__Work required__:
Reproduce the records below in full and exactly, without their images.
··· Entries supplied
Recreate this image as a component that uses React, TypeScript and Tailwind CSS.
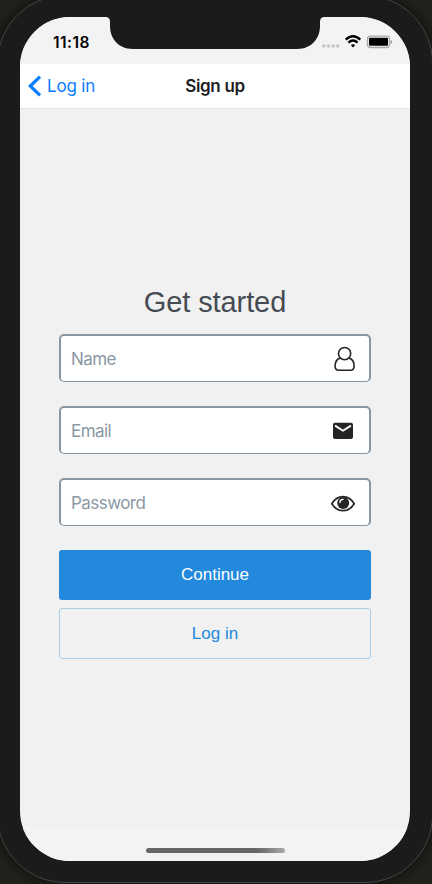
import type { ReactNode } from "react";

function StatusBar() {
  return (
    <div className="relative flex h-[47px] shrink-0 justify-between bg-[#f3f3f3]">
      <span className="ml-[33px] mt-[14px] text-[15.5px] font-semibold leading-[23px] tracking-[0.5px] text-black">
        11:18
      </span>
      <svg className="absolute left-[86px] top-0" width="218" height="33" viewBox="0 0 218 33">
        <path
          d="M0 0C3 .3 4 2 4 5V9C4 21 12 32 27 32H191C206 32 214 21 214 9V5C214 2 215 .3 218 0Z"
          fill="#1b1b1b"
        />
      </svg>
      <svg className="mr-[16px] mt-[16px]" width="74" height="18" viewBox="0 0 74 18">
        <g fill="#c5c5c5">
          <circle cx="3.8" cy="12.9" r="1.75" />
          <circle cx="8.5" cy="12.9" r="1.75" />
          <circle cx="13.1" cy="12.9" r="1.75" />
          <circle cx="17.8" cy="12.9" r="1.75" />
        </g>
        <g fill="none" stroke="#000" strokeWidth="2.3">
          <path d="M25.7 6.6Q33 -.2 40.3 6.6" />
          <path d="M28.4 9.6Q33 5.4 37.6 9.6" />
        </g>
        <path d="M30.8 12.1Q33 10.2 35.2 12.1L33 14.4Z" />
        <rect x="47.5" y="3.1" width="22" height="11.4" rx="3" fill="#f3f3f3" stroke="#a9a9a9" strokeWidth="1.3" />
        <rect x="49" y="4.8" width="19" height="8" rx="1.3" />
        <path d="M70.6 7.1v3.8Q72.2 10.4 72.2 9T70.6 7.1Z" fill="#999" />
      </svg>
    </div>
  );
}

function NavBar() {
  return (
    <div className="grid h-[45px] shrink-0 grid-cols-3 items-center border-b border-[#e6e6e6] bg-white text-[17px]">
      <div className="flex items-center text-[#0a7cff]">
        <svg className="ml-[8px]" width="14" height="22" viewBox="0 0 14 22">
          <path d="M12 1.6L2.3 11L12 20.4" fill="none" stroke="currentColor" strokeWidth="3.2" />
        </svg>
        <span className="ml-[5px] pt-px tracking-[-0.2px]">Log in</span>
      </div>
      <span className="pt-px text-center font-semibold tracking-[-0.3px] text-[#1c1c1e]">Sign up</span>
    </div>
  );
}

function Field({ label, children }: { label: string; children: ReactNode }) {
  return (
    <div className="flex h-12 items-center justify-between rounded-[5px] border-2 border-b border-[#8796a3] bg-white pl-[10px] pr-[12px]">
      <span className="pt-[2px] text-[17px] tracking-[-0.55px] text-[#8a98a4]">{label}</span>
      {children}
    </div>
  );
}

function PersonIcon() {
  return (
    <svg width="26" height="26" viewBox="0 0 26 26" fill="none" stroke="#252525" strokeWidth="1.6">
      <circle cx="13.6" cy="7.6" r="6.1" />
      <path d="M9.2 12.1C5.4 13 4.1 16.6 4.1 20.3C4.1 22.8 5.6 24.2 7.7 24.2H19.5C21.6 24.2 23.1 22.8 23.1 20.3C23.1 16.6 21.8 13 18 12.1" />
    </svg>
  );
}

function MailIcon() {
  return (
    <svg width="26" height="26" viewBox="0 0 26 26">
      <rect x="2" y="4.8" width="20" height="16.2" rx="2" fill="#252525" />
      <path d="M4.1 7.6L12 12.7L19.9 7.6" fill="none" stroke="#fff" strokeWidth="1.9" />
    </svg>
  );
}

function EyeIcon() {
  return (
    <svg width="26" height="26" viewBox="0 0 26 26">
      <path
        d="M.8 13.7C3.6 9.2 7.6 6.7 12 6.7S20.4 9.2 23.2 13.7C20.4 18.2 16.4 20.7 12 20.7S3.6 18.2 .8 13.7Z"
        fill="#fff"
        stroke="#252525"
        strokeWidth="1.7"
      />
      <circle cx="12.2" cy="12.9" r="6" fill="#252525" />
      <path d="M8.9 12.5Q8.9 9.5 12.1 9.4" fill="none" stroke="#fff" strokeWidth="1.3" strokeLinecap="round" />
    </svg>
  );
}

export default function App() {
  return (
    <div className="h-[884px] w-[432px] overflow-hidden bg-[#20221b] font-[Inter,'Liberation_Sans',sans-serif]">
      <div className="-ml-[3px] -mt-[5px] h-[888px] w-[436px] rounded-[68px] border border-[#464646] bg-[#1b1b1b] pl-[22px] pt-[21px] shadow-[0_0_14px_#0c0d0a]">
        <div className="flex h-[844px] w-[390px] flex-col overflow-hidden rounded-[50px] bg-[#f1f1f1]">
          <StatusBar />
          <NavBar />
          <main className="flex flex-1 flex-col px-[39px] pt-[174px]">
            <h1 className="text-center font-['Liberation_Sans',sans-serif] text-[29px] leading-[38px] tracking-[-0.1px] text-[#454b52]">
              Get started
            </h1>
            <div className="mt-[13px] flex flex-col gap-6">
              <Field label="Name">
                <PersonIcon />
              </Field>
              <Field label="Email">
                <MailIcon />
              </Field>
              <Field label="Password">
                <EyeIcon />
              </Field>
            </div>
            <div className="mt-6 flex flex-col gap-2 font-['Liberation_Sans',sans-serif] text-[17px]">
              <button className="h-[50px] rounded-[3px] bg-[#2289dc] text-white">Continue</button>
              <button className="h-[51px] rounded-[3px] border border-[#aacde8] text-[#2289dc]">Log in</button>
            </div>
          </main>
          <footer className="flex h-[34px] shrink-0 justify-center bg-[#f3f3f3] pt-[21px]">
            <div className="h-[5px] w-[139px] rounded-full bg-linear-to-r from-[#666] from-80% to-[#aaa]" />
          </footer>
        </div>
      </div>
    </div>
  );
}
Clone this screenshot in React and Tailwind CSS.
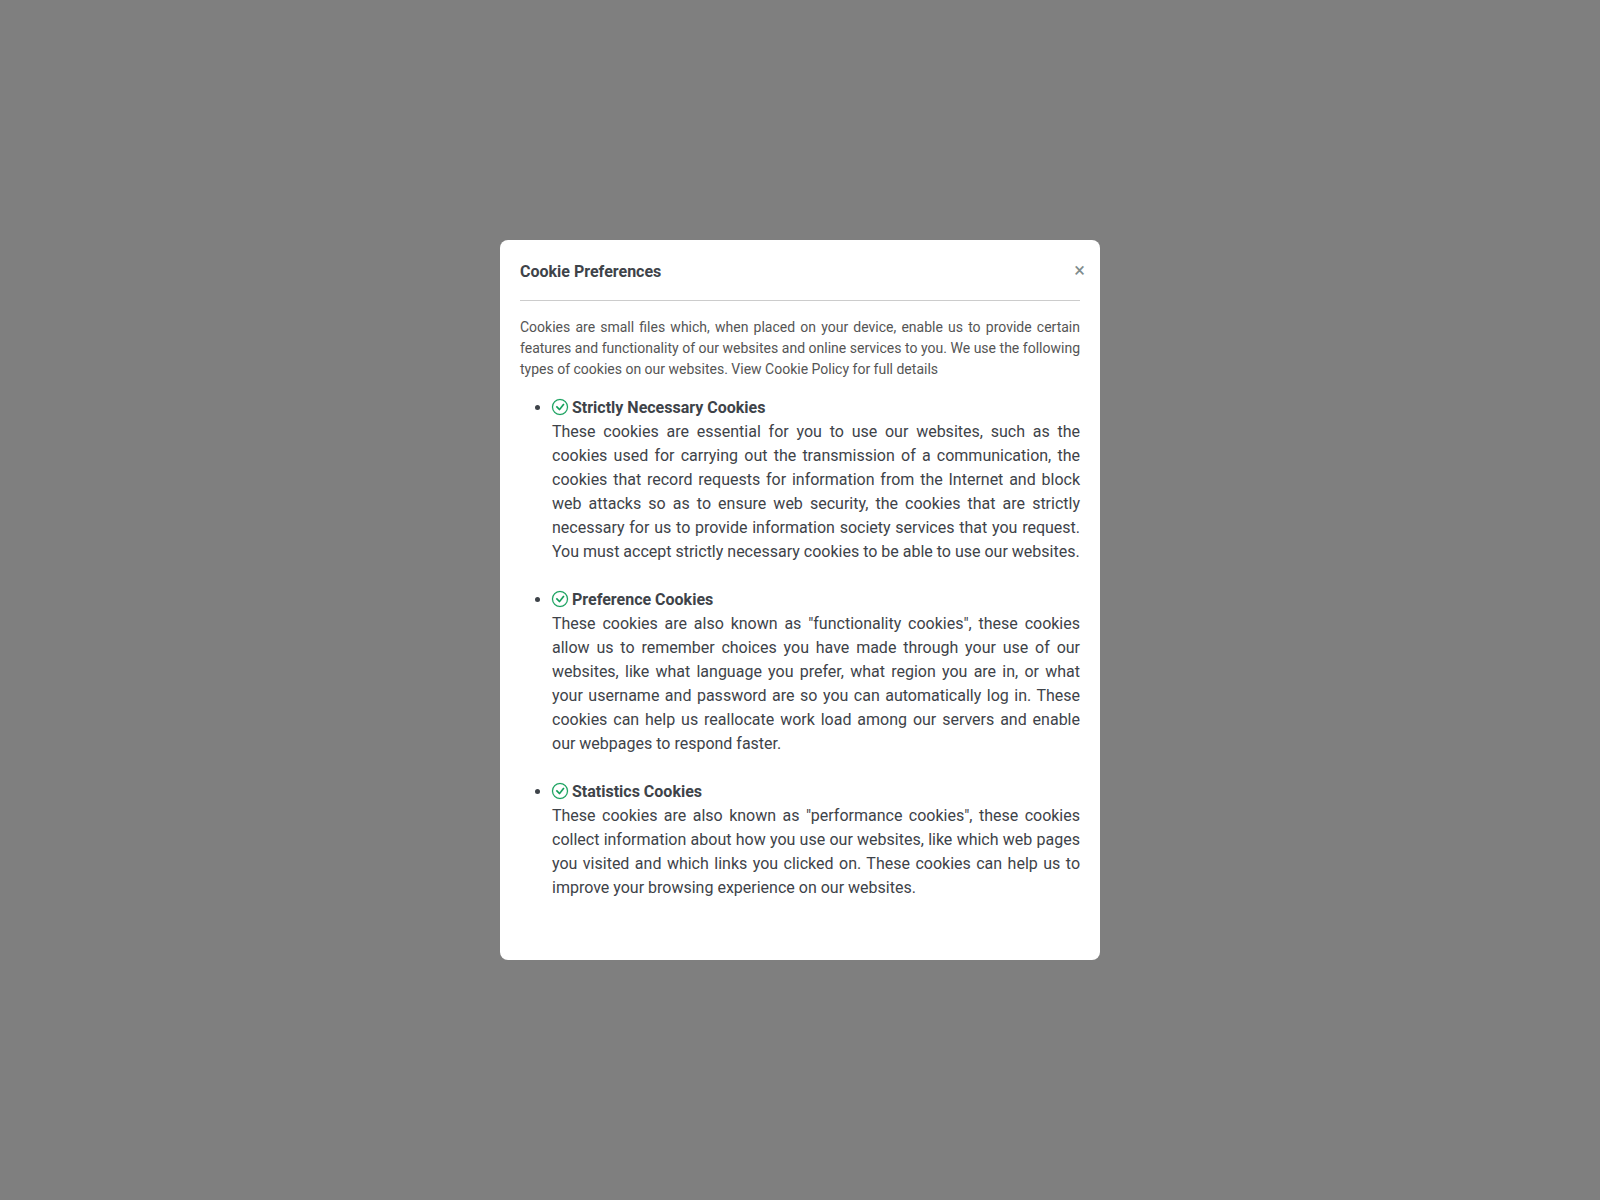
······
__Complete response__:
Recreate this image as a component that uses React, TypeScript and Tailwind CSS.
import type { ReactNode } from "react";

function StatusBar() {
  return (
    <div className="relative flex h-[47px] shrink-0 justify-between bg-[#f3f3f3]">
      <span className="ml-[33px] mt-[14px] text-[15.5px] font-semibold leading-[23px] tracking-[0.5px] text-black">
        11:18
      </span>
      <svg className="absolute left-[86px] top-0" width="218" height="33" viewBox="0 0 218 33">
        <path
          d="M0 0C3 .3 4 2 4 5V9C4 21 12 32 27 32H191C206 32 214 21 214 9V5C214 2 215 .3 218 0Z"
          fill="#1b1b1b"
        />
      </svg>
      <svg className="mr-[16px] mt-[16px]" width="74" height="18" viewBox="0 0 74 18">
        <g fill="#c5c5c5">
          <circle cx="3.8" cy="12.9" r="1.75" />
          <circle cx="8.5" cy="12.9" r="1.75" />
          <circle cx="13.1" cy="12.9" r="1.75" />
          <circle cx="17.8" cy="12.9" r="1.75" />
        </g>
        <g fill="none" stroke="#000" strokeWidth="2.3">
          <path d="M25.7 6.6Q33 -.2 40.3 6.6" />
          <path d="M28.4 9.6Q33 5.4 37.6 9.6" />
        </g>
        <path d="M30.8 12.1Q33 10.2 35.2 12.1L33 14.4Z" />
        <rect x="47.5" y="3.1" width="22" height="11.4" rx="3" fill="#f3f3f3" stroke="#a9a9a9" strokeWidth="1.3" />
        <rect x="49" y="4.8" width="19" height="8" rx="1.3" />
        <path d="M70.6 7.1v3.8Q72.2 10.4 72.2 9T70.6 7.1Z" fill="#999" />
      </svg>
    </div>
  );
}

function NavBar() {
  return (
    <div className="grid h-[45px] shrink-0 grid-cols-3 items-center border-b border-[#e6e6e6] bg-white text-[17px]">
      <div className="flex items-center text-[#0a7cff]">
        <svg className="ml-[8px]" width="14" height="22" viewBox="0 0 14 22">
          <path d="M12 1.6L2.3 11L12 20.4" fill="none" stroke="currentColor" strokeWidth="3.2" />
        </svg>
        <span className="ml-[5px] pt-px tracking-[-0.2px]">Log in</span>
      </div>
      <span className="pt-px text-center font-semibold tracking-[-0.3px] text-[#1c1c1e]">Sign up</span>
    </div>
  );
}

function Field({ label, children }: { label: string; children: ReactNode }) {
  return (
    <div className="flex h-12 items-center justify-between rounded-[5px] border-2 border-b border-[#8796a3] bg-white pl-[10px] pr-[12px]">
      <span className="pt-[2px] text-[17px] tracking-[-0.55px] text-[#8a98a4]">{label}</span>
      {children}
    </div>
  );
}

function PersonIcon() {
  return (
    <svg width="26" height="26" viewBox="0 0 26 26" fill="none" stroke="#252525" strokeWidth="1.6">
      <circle cx="13.6" cy="7.6" r="6.1" />
      <path d="M9.2 12.1C5.4 13 4.1 16.6 4.1 20.3C4.1 22.8 5.6 24.2 7.7 24.2H19.5C21.6 24.2 23.1 22.8 23.1 20.3C23.1 16.6 21.8 13 18 12.1" />
    </svg>
  );
}

function MailIcon() {
  return (
    <svg width="26" height="26" viewBox="0 0 26 26">
      <rect x="2" y="4.8" width="20" height="16.2" rx="2" fill="#252525" />
      <path d="M4.1 7.6L12 12.7L19.9 7.6" fill="none" stroke="#fff" strokeWidth="1.9" />
    </svg>
  );
}

function EyeIcon() {
  return (
    <svg width="26" height="26" viewBox="0 0 26 26">
      <path
        d="M.8 13.7C3.6 9.2 7.6 6.7 12 6.7S20.4 9.2 23.2 13.7C20.4 18.2 16.4 20.7 12 20.7S3.6 18.2 .8 13.7Z"
        fill="#fff"
        stroke="#252525"
        strokeWidth="1.7"
      />
      <circle cx="12.2" cy="12.9" r="6" fill="#252525" />
      <path d="M8.9 12.5Q8.9 9.5 12.1 9.4" fill="none" stroke="#fff" strokeWidth="1.3" strokeLinecap="round" />
    </svg>
  );
}

export default function App() {
  return (
    <div className="h-[884px] w-[432px] overflow-hidden bg-[#20221b] font-[Inter,'Liberation_Sans',sans-serif]">
      <div className="-ml-[3px] -mt-[5px] h-[888px] w-[436px] rounded-[68px] border border-[#464646] bg-[#1b1b1b] pl-[22px] pt-[21px] shadow-[0_0_14px_#0c0d0a]">
        <div className="flex h-[844px] w-[390px] flex-col overflow-hidden rounded-[50px] bg-[#f1f1f1]">
          <StatusBar />
          <NavBar />
          <main className="flex flex-1 flex-col px-[39px] pt-[174px]">
            <h1 className="text-center font-['Liberation_Sans',sans-serif] text-[29px] leading-[38px] tracking-[-0.1px] text-[#454b52]">
              Get started
            </h1>
            <div className="mt-[13px] flex flex-col gap-6">
              <Field label="Name">
                <PersonIcon />
              </Field>
              <Field label="Email">
                <MailIcon />
              </Field>
              <Field label="Password">
                <EyeIcon />
              </Field>
            </div>
            <div className="mt-6 flex flex-col gap-2 font-['Liberation_Sans',sans-serif] text-[17px]">
              <button className="h-[50px] rounded-[3px] bg-[#2289dc] text-white">Continue</button>
              <button className="h-[51px] rounded-[3px] border border-[#aacde8] text-[#2289dc]">Log in</button>
            </div>
          </main>
          <footer className="flex h-[34px] shrink-0 justify-center bg-[#f3f3f3] pt-[21px]">
            <div className="h-[5px] w-[139px] rounded-full bg-linear-to-r from-[#666] from-80% to-[#aaa]" />
          </footer>
        </div>
      </div>
    </div>
  );
}
Clone this screenshot in React and Tailwind CSS.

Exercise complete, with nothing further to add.